Principal DevOps Engineer
About the Role
You will own the reliability roadmap and lead the architectural evolution of production systems toward higher availability and predictable failure recovery. You will redesign infrastructure for resilience, introduce redundancy and chaos engineering, and elevate observability to detect risk before incidents. You will improve runbooks, incident response protocols, and post-mortem practices.
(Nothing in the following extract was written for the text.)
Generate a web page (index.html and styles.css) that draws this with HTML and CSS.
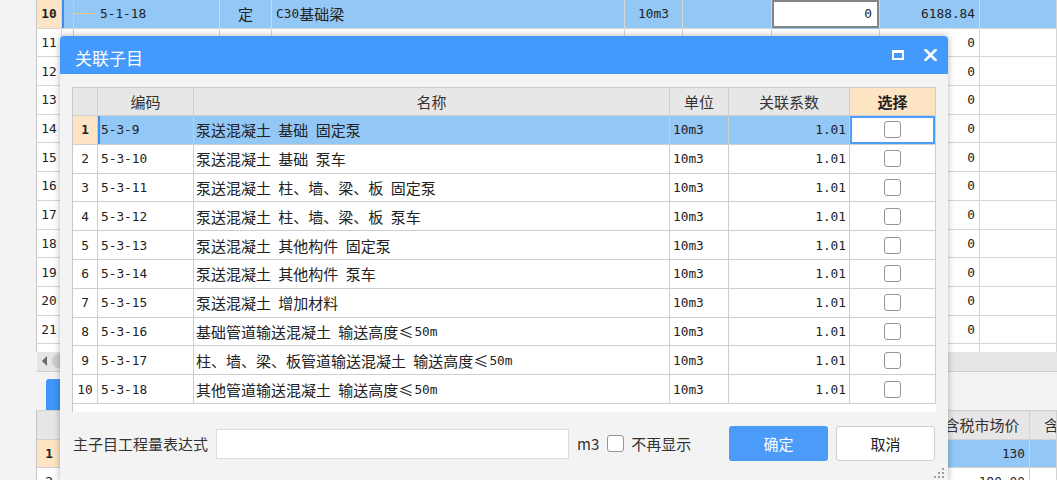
FILE: index.html
```html
<!DOCTYPE html>
<html lang="zh-CN">
<head>
<meta charset="utf-8">
<title>关联子目</title>
<link rel="stylesheet" href="styles.css">
</head>
<body>
<div class="bg">
  <div class="grid">
    <div class="grow sel">
      <div class="gc rn cur num b">10</div>
      <div class="gc code mark"><span class="tree tree-h"></span><span class="num">5-1-18</span></div>
      <div class="gc ctr">定</div>
      <div class="gc"><span class="num">C30</span>基础梁</div>
      <div class="gc ctr num">10m3</div>
      <div class="gc"></div>
      <div class="gc edit num">0</div>
      <div class="gc rt num">6188.84</div>
      <div class="gc"></div>
    </div>
    <div class="grow">
      <div class="gc rn num">11</div>
      <div class="gc code"><span class="tree"></span></div>
      <div class="gc ctr">主</div>
      <div class="gc muted">自动提示：请输入清单简称</div>
      <div class="gc"></div><div class="gc"></div><div class="gc"></div>
      <div class="gc rt num">0</div><div class="gc"></div>
    </div>
    <div class="grow"><div class="gc rn num">12</div><div class="gc"></div><div class="gc"></div><div class="gc"></div><div class="gc"></div><div class="gc"></div><div class="gc"></div><div class="gc rt num">0</div><div class="gc"></div></div>
    <div class="grow"><div class="gc rn num">13</div><div class="gc"></div><div class="gc"></div><div class="gc"></div><div class="gc"></div><div class="gc"></div><div class="gc"></div><div class="gc rt num">0</div><div class="gc"></div></div>
    <div class="grow"><div class="gc rn num">14</div><div class="gc"></div><div class="gc"></div><div class="gc"></div><div class="gc"></div><div class="gc"></div><div class="gc"></div><div class="gc rt num">0</div><div class="gc"></div></div>
    <div class="grow"><div class="gc rn num">15</div><div class="gc"></div><div class="gc"></div><div class="gc"></div><div class="gc"></div><div class="gc"></div><div class="gc"></div><div class="gc rt num">0</div><div class="gc"></div></div>
    <div class="grow"><div class="gc rn num">16</div><div class="gc"></div><div class="gc"></div><div class="gc"></div><div class="gc"></div><div class="gc"></div><div class="gc"></div><div class="gc rt num">0</div><div class="gc"></div></div>
    <div class="grow"><div class="gc rn num">17</div><div class="gc"></div><div class="gc"></div><div class="gc"></div><div class="gc"></div><div class="gc"></div><div class="gc"></div><div class="gc rt num">0</div><div class="gc"></div></div>
    <div class="grow"><div class="gc rn num">18</div><div class="gc"></div><div class="gc"></div><div class="gc"></div><div class="gc"></div><div class="gc"></div><div class="gc"></div><div class="gc rt num">0</div><div class="gc"></div></div>
    <div class="grow"><div class="gc rn num">19</div><div class="gc"></div><div class="gc"></div><div class="gc"></div><div class="gc"></div><div class="gc"></div><div class="gc"></div><div class="gc rt num">0</div><div class="gc"></div></div>
    <div class="grow"><div class="gc rn num">20</div><div class="gc"></div><div class="gc"></div><div class="gc"></div><div class="gc"></div><div class="gc"></div><div class="gc"></div><div class="gc rt num">0</div><div class="gc"></div></div>
    <div class="grow"><div class="gc rn num">21</div><div class="gc"></div><div class="gc"></div><div class="gc"></div><div class="gc"></div><div class="gc"></div><div class="gc"></div><div class="gc rt num">0</div><div class="gc"></div></div>
    <div class="grow tail"><div class="gc"></div><div class="gc"></div><div class="gc"></div><div class="gc"></div><div class="gc"></div><div class="gc"></div><div class="gc"></div><div class="gc"></div><div class="gc"></div></div>
  </div>

  <div class="hscroll"><span class="arrow"></span><span class="thumb"></span></div>
  <div class="tabs"><span class="tab"></span></div>

  <div class="lgrid">
    <div class="lrow head"><div class="lc"></div><div class="lc"></div><div class="lc ctr">含税市场价</div><div class="lc lastcol">含税市场合价</div></div>
    <div class="lrow sel"><div class="lc rn cur num b">1</div><div class="lc"></div><div class="lc rt num">130</div><div class="lc"></div></div>
    <div class="lrow"><div class="lc rn num">2</div><div class="lc"></div><div class="lc rt num top">190.00</div><div class="lc"></div></div>
  </div>
</div>

<div class="dialog">
  <div class="dtitle">
    <span class="ttl">关联子目</span>
    <span class="tbtn">
      <svg width="12" height="10" viewBox="0 0 12 10"><rect x="1" y="1.5" width="10" height="7.5" fill="none" stroke="#fff" stroke-width="2"/><rect x="0" y="0" width="12" height="3" fill="#fff"/></svg>
    </span>
    <span class="tbtn">
      <svg width="13" height="12" viewBox="0 0 13 12"><path d="M1.5 1 L11.5 11 M11.5 1 L1.5 11" stroke="#fff" stroke-width="2.6" stroke-linecap="square"/></svg>
    </span>
  </div>
  <div class="dbody">
    <div class="table">
      <div class="trow thead">
        <div class="tc"></div>
        <div class="tc ctr">编码</div>
        <div class="tc ctr">名称</div>
        <div class="tc ctr">单位</div>
        <div class="tc ctr">关联系数</div>
        <div class="tc ctr pick">选择</div>
      </div>
      <div class="trow sel">
        <div class="tc ctr rn cur num b">1</div>
        <div class="tc num mark">5-3-9</div>
        <div class="tc name">泵送混凝土 基础 固定泵</div>
        <div class="tc num">10m3</div>
        <div class="tc rt num">1.01</div>
        <div class="tc ctr focus"><span class="cb"></span></div>
      </div>
      <div class="trow">
        <div class="tc ctr rn num">2</div><div class="tc num">5-3-10</div>
        <div class="tc name">泵送混凝土 基础 泵车</div>
        <div class="tc num">10m3</div><div class="tc rt num">1.01</div>
        <div class="tc ctr"><span class="cb"></span></div>
      </div>
      <div class="trow">
        <div class="tc ctr rn num">3</div><div class="tc num">5-3-11</div>
        <div class="tc name">泵送混凝土 柱、墙、梁、板 固定泵</div>
        <div class="tc num">10m3</div><div class="tc rt num">1.01</div>
        <div class="tc ctr"><span class="cb"></span></div>
      </div>
      <div class="trow">
        <div class="tc ctr rn num">4</div><div class="tc num">5-3-12</div>
        <div class="tc name">泵送混凝土 柱、墙、梁、板 泵车</div>
        <div class="tc num">10m3</div><div class="tc rt num">1.01</div>
        <div class="tc ctr"><span class="cb"></span></div>
      </div>
      <div class="trow">
        <div class="tc ctr rn num">5</div><div class="tc num">5-3-13</div>
        <div class="tc name">泵送混凝土 其他构件 固定泵</div>
        <div class="tc num">10m3</div><div class="tc rt num">1.01</div>
        <div class="tc ctr"><span class="cb"></span></div>
      </div>
      <div class="trow">
        <div class="tc ctr rn num">6</div><div class="tc num">5-3-14</div>
        <div class="tc name">泵送混凝土 其他构件 泵车</div>
        <div class="tc num">10m3</div><div class="tc rt num">1.01</div>
        <div class="tc ctr"><span class="cb"></span></div>
      </div>
      <div class="trow">
        <div class="tc ctr rn num">7</div><div class="tc num">5-3-15</div>
        <div class="tc name">泵送混凝土 增加材料</div>
        <div class="tc num">10m3</div><div class="tc rt num">1.01</div>
        <div class="tc ctr"><span class="cb"></span></div>
      </div>
      <div class="trow">
        <div class="tc ctr rn num">8</div><div class="tc num">5-3-16</div>
        <div class="tc name">基础管道输送混凝土 输送高度<span class="le">≤</span><span class="num">50m</span></div>
        <div class="tc num">10m3</div><div class="tc rt num">1.01</div>
        <div class="tc ctr"><span class="cb"></span></div>
      </div>
      <div class="trow">
        <div class="tc ctr rn num">9</div><div class="tc num">5-3-17</div>
        <div class="tc name">柱、墙、梁、板管道输送混凝土 输送高度<span class="le">≤</span><span class="num">50m</span></div>
        <div class="tc num">10m3</div><div class="tc rt num">1.01</div>
        <div class="tc ctr"><span class="cb"></span></div>
      </div>
      <div class="trow">
        <div class="tc ctr rn num">10</div><div class="tc num">5-3-18</div>
        <div class="tc name">其他管道输送混凝土 输送高度<span class="le">≤</span><span class="num">50m</span></div>
        <div class="tc num">10m3</div><div class="tc rt num">1.01</div>
        <div class="tc ctr"><span class="cb"></span></div>
      </div>
    </div>

    <div class="footer">
      <span class="label">主子目工程量表达式</span>
      <span class="expr"></span>
      <span class="unit">m3</span>
      <span class="cb big"></span>
      <span class="label nomore">不再显示</span>
      <span class="btns">
        <span class="btn ok">确定</span>
        <span class="btn cancel">取消</span>
      </span>
    </div>
  </div>
  <svg class="grip" width="11" height="11" viewBox="0 0 11 11">
    <rect x="8" y="0" width="2" height="2" fill="#a0a0a0"/>
    <rect x="4" y="4" width="2" height="2" fill="#a0a0a0"/>
    <rect x="8" y="4" width="2" height="2" fill="#a0a0a0"/>
    <rect x="0" y="8" width="2" height="2" fill="#a0a0a0"/>
    <rect x="4" y="8" width="2" height="2" fill="#a0a0a0"/>
    <rect x="8" y="8" width="2" height="2" fill="#a0a0a0"/>
  </svg>
</div>
</body>
</html>
```

FILE: styles.css
```css
* { box-sizing: border-box; }
html, body { margin: 0; padding: 0; }
body {
  width: 1057px;
  height: 480px;
  overflow: hidden;
  position: relative;
  background: #f3f3f3;
  font-family: "Noto Sans CJK SC", "Noto Sans", sans-serif;
  font-size: 15px;
  color: #222;
}

.num { font-family: "DejaVu Sans Mono", "Noto Sans CJK SC", monospace; font-size: 12.8px; }
.le { font-family: "Noto Sans CJK SC", sans-serif; font-size: 15px; margin: 0 1px 0 0; word-spacing: 0; }
.b { font-weight: bold; }
.ctr { justify-content: center; }
.rt { justify-content: flex-end; }

/* ---------- background grid ---------- */
.grid { margin-left: 36px; border-left: 1px solid #c4c4c4; }
.grow {
  display: grid;
  grid-template-columns: 25px 158px 52px 353px 58px 89px 108px 100px 1fr;
  height: 28.7px;
  background: #fff;
}
.grow.tail { height: 7.6px; }
.grow.tail .gc { border-bottom: none; }
.gc {
  display: flex;
  align-items: center;
  padding: 0 4px;
  border-right: 1px solid #d6d6d6;
  border-bottom: 1px solid #d6d6d6;
  white-space: nowrap;
  overflow: hidden;
}
.gc.rn { justify-content: center; padding: 0; }
.grow.sel .gc { background: #93c7f6; }
.grow.sel .gc.rn, .rn.cur { background: #fde4c4 !important; }
.gc.code { padding: 0; }
.gc.mark { box-shadow: inset 2px 0 0 #3b8cf4; }
.tree {
  align-self: stretch;
  width: 22px;
  margin: 0 5px 0 11px;
  background: linear-gradient(#f1c68c, #f1c68c) left top / 1px 100% no-repeat;
}
.tree.tree-h {
  background:
    linear-gradient(#f1c68c, #f1c68c) left top / 1px 100% no-repeat,
    linear-gradient(#f1c68c, #f1c68c) left 13px / 22px 1px no-repeat;
}
.grow.sel .gc.edit {
  background: #fff;
  box-shadow: inset 0 0 0 2px #858585;
  justify-content: flex-end;
  padding-right: 7px;
  border-bottom-color: #93c7f6;
}
.muted { color: #777; }

.hscroll {
  margin-left: 37px;
  height: 20px;
  background: #e5e5e5;
  border-bottom: 1px solid #cdcdcd;
  display: flex;
  align-items: center;
  padding-left: 5px;
}
.arrow {
  width: 0; height: 0;
  border-top: 5px solid transparent;
  border-bottom: 5px solid transparent;
  border-right: 5px solid #6a6a6a;
}
.thumb {
  width: 40px; height: 14px;
  margin-left: 5px;
  border-radius: 7px;
  background: #cdcdcd;
}
.tabs { height: 38px; padding: 7px 0 0 46px; }
.tab {
  display: block;
  width: 60px; height: 31px;
  background: #3f95fb;
  border-radius: 3px 3px 0 0;
}

.lgrid { margin-left: 36px; border-left: 1px solid #c4c4c4; border-top: 1px solid #cdcdcd; }
.lrow {
  display: grid;
  grid-template-columns: 25px 873px 95px 1fr;
  height: 28px;
  background: #fff;
}
.lrow.head { height: 29px; background: #e6e6e6; }
.lc {
  display: flex;
  align-items: center;
  padding: 0 4px;
  border-right: 1px solid #d2d2d2;
  border-bottom: 1px solid #d2d2d2;
  white-space: nowrap;
  overflow: hidden;
}
.lrow.head .lc { font-size: 15px; color: #333; }
.lc.lastcol { padding-left: 14px; }
.lc.rn { justify-content: center; padding: 0; }
.lrow.sel .lc { background: #93c7f6; }
.lc.top { align-items: flex-start; padding-top: 6px; }

/* ---------- dialog ---------- */
.dialog {
  position: absolute;
  left: 60px;
  top: 36px;
  width: 888px;
  height: 446px;
  background: #f3f3f3;
  border-radius: 4px 4px 0 0;
  box-shadow: 0 0 7px rgba(0, 0, 0, 0.3);
  display: flex;
  flex-direction: column;
}
.dtitle {
  height: 38px;
  flex: none;
  background: #4499fc;
  color: #fff;
  font-size: 17px;
  display: flex;
  align-items: center;
  padding: 0 2px 0 15px;
  border-radius: 4px 4px 0 0;
}
.ttl { flex: 1; padding-top: 4px; }
.tbtn { width: 32px; display: flex; justify-content: center; align-items: center; }
.dbody { padding: 13px 12px 0 12px; flex: 1; display: flex; flex-direction: column; }

.table {
  height: 325px;
  background: #fff;
  border-left: 1px solid #c9c9c9;
  border-top: 1px solid #c9c9c9;
}
.trow {
  display: grid;
  grid-template-columns: 25px 96px 476px 59px 121px 1fr;
  height: 28.8px;
}
.trow.thead { height: 28px; background: #e7e7e7; color: #333; }
.tc {
  display: flex;
  align-items: center;
  padding: 0 3px;
  border-right: 1px solid #cfcfcf;
  border-bottom: 1px solid #cfcfcf;
  white-space: nowrap;
  overflow: hidden;
}
.tc.rn { padding: 0; }
.tc.name { padding-left: 2px; word-spacing: 4px; }
.tc.pick { background: #fde4c3; font-weight: bold; color: #222; }
.trow.sel .tc { background: #93c7f6; }
.trow.sel .tc.rn { background: #fde4c4; }
.trow.sel .tc.focus { background: #fff; box-shadow: inset 0 0 0 2px #4b9ef9; }
.tc.mark { box-shadow: inset 2px 0 0 #3b8cf4; }

.cb {
  display: inline-block;
  width: 17px;
  height: 17px;
  border: 1px solid #959595;
  border-radius: 3px;
  background: #fff;
}

.footer {
  margin-top: 14px;
  height: 35px;
  display: flex;
  align-items: center;
  padding-left: 1px;
}
.label { font-size: 15px; color: #333; }
.expr {
  width: 353px;
  height: 30px;
  margin-left: 8px;
  background: #fff;
  border: 1px solid #dcdcdc;
}
.unit { margin-left: 8px; font-size: 15px; color: #333; }
.cb.big { margin-left: 8px; }
.nomore { margin-left: 7px; }
.btns { margin-left: auto; margin-right: 1px; display: flex; gap: 8px; }
.btn {
  width: 99px;
  height: 35px;
  border-radius: 3px;
  display: flex;
  align-items: center;
  justify-content: center;
  font-size: 15px;
}
.btn.ok { background: #4a9cf8; color: #fff; }
.btn.cancel { background: #fff; border: 1px solid #cfcfcf; color: #222; }

.grip { position: absolute; right: 3px; bottom: 3px; }
```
You will mentor and uplift other DevOps engineers and partner with protocol, client, and backend teams to bake reliability into designs.
Requirements
- 10+ years of operating distributed systems at scale
- System design depth for fault tolerance and trade-off analysis
- Battle-tested intuition for failure modes under load and partition
- Fluency in Kubernetes, Terraform, and cloud infrastructure
- Proven experience leading reliability transformations
- Ability to lead through influence
Responsibilities
- Own the reliability roadmap
- Redesign infrastructure for resilience
- Elevate observability from system health to risk awareness
- Strengthen operational rigour, runbooks, and incident response
- Mentor and uplift the DevOps team
- Partner across engineering to bake reliability into design
Benefits
- Token compensation
- Premium health insurance for you and your family fully covered
- Monthly wellness budget
- London HQ with gym access and daily food
- All tools and tech provided
- Visa sponsorship and relocation support